About 10 months later, in March 2007, the minister finally put a deal on the table. The deal consisted of $70 million worth of infrastructure and housing for town camps. In exchange, the town camps had to surrender their leases and the management of housing to the Northern Territory government. About a month later, on 18 April 2007, a concession was offered in relation to the leases. The town camps could sublease the residential areas to the Northern Territory government for 99-year leases, rather than surrendering the entire lease. To recap the events: the minister said he was going to change things in a year. It took his department 10 months to put a specific proposal on the table. One month later the deal changed substantially and then he gave the town camp people one month’s deadline to decide, threatening that otherwise the money would be spent elsewhere.

One of the reasons the town camp people did not sign up was that the deal included one non-negotiable term—that they relinquish housing management to the Northern Territory government. The environment was politically and emotionally charged and the time line was certainly unreasonable. With desperately needed funds dangling before them, the chances of people being able to make these important decisions in a free and informed way were undermined. We are still hopeful, I have to say, that a resolution can be found. But finding a resolution should be an imperative of the government, and an understanding is needed that it will take time and a willingness to negotiate.
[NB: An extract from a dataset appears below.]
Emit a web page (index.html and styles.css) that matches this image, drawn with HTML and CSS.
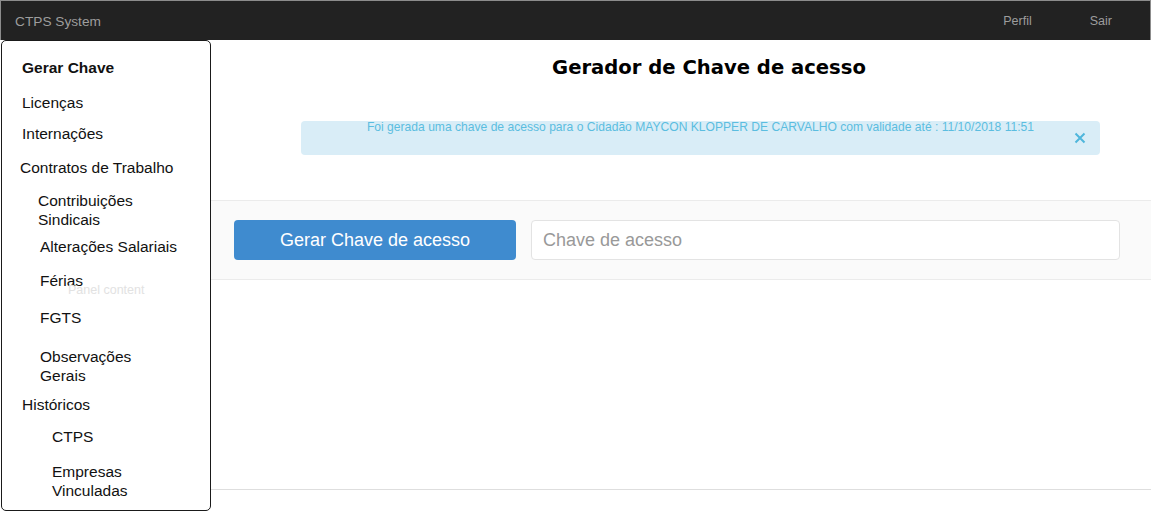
FILE: index.html
```html
<!DOCTYPE html>
<html lang="pt">
<head>
<meta charset="utf-8">
<title>CTPS System</title>
<link rel="stylesheet" href="styles.css">
</head>
<body>
<header class="navbar">
  <span class="brand">CTPS System</span>
  <nav class="nav-links">
    <a class="nav-link perfil" href="#">Perfil</a>
    <a class="nav-link sair" href="#">Sair</a>
  </nav>
</header>
<div class="layout">
  <aside class="sidebar">
    <ul class="menu">
      <li class="item i-gerar">Gerar Chave</li>
      <li class="item i-licencas">Licenças</li>
      <li class="item i-intern">Internações</li>
      <li class="item i-contratos">Contratos de Trabalho</li>
      <li class="item i-contrib">Contribuições<br>Sindicais</li>
      <li class="item i-alter">Alterações Salariais</li>
      <li class="item i-ferias">Férias</li>
      <li class="item i-fgts">FGTS</li>
      <li class="item i-obs">Observações<br>Gerais</li>
      <li class="item i-hist">Históricos</li>
      <li class="item i-ctps">CTPS</li>
      <li class="item i-empresas">Empresas<br>Vinculadas</li>
    </ul>
    <span class="panel-ghost">Panel content</span>
  </aside>
  <main class="main">
    <h1 class="title">Gerador de Chave de acesso</h1>
    <div class="alert">
      <p class="alert-text">Foi gerada uma chave de acesso para o Cidadão MAYCON KLOPPER DE CARVALHO com validade até : 11/10/2018 11:51</p>
      <button class="alert-close" type="button" aria-label="Fechar">
        <svg width="12" height="12" viewBox="0 0 12 12"><path d="M1.5 1.5 L10.5 10.5 M10.5 1.5 L1.5 10.5" stroke="#4fb6dc" stroke-width="2" fill="none"/></svg>
      </button>
    </div>
    <section class="panel">
      <button class="btn-primary" type="button">Gerar Chave de acesso</button>
      <input class="key-input" type="text" placeholder="Chave de acesso">
    </section>
    <div class="footer-line"></div>
  </main>
</div>
</body>
</html>
```

FILE: styles.css
```css
* { box-sizing: border-box; }
html, body { margin: 0; padding: 0; background: #fff; }
body {
  font-family: "Liberation Sans", Arial, sans-serif;
  color: #111;
  width: 1151px;
  height: 511px;
  overflow: hidden;
}

.navbar {
  height: 40px;
  background: #222;
  border: 1px solid #8c8c8c;
  border-bottom: none;
  display: flex;
  align-items: center;
  padding-left: 14px;
}
.brand {
  color: #9d9d9d;
  font-size: 13.7px;
  margin-top: 1px;
}
.nav-links {
  margin-left: auto;
  display: flex;
  margin-top: 1px;
}
.nav-link {
  color: #9d9d9d;
  font-size: 12.5px;
  text-decoration: none;
}
.perfil { margin-right: 58px; }
.sair { margin-right: 38px; }

.layout {
  display: flex;
  align-items: flex-start;
}

.sidebar {
  position: relative;
  width: 210px;
  height: 471px;
  margin-left: 1px;
  border: 1px solid #1a1a1a;
  border-radius: 5px;
  background: #fff;
  flex: none;
}
.menu {
  list-style: none;
  margin: 0;
  padding: 0;
  font-size: 15.5px;
  line-height: 19px;
  color: #111;
}
.item { margin: 0; }
.i-gerar { font-weight: bold; padding-left: 20px; margin-top: 17px; }
.i-licencas { padding-left: 20px; margin-top: 16px; }
.i-intern { padding-left: 20px; margin-top: 12px; }
.i-contratos { padding-left: 18px; margin-top: 15px; }
.i-contrib { padding-left: 36px; margin-top: 14px; }
.i-alter { padding-left: 38px; margin-top: 8px; }
.i-ferias { padding-left: 38px; margin-top: 15px; }
.i-fgts { padding-left: 38px; margin-top: 18px; }
.i-obs { padding-left: 38px; margin-top: 20px; }
.i-hist { padding-left: 20px; margin-top: 10px; }
.i-ctps { padding-left: 50px; margin-top: 13px; }
.i-empresas { padding-left: 50px; margin-top: 16px; }

.panel-ghost {
  position: absolute;
  left: 66px;
  top: 242px;
  font-size: 12.5px;
  color: #e2e2e2;
  white-space: nowrap;
}

.main {
  flex: 1;
  min-width: 0;
}
.title {
  margin: 0;
  padding: 16px 0 0 56px;
  text-align: center;
  font-family: "DejaVu Sans", Verdana, sans-serif;
  font-weight: bold;
  font-size: 19.6px;
  line-height: 24px;
  color: #000;
}

.alert {
  position: relative;
  margin: 41px 0 0 90px;
  width: 799px;
  height: 34px;
  background: #d9edf7;
  border-radius: 4px;
}
.alert-text {
  margin: 0;
  text-align: center;
  font-size: 12.1px;
  line-height: 12px;
  color: #5bbde0;
}
.alert-close {
  position: absolute;
  right: 14px;
  top: 11px;
  width: 12px;
  height: 12px;
  padding: 0;
  border: none;
  background: none;
  display: block;
}
.alert-close svg { display: block; }

.panel {
  margin-top: 45px;
  background: #fafafa;
  border-top: 1px solid #ebebeb;
  border-bottom: 1px solid #ebebeb;
  padding: 19px 31px 19px 23px;
  display: flex;
  gap: 15px;
}
.btn-primary {
  width: 282px;
  height: 40px;
  background: #3f8bcf;
  color: #fff;
  border: none;
  border-radius: 4px;
  font-family: "Liberation Sans", Arial, sans-serif;
  font-size: 18px;
  padding: 0;
  flex: none;
}
.key-input {
  flex: 1;
  height: 40px;
  border: 1px solid #e3e3e3;
  border-radius: 4px;
  background: #fff;
  font-family: "Liberation Sans", Arial, sans-serif;
  font-size: 18px;
  padding: 0 11px;
  color: #555;
  outline: none;
}
.key-input::placeholder { color: #999; }

.footer-line {
  margin-top: 209px;
  border-top: 1px solid #dedede;
}
```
To sum up, Labor cannot support this bill because the model has not been negotiated with Indigenous people and because of the way the federal government has gone about advancing its adoption on the ground. We do support homeownership schemes that cultivate financial responsibility, provide accredited training opportunities and are economically sound. We understand the need and the desire for economic development and empowerment in Australia’s remote regions, working with Indigenous people, not taking away hard-won land rights.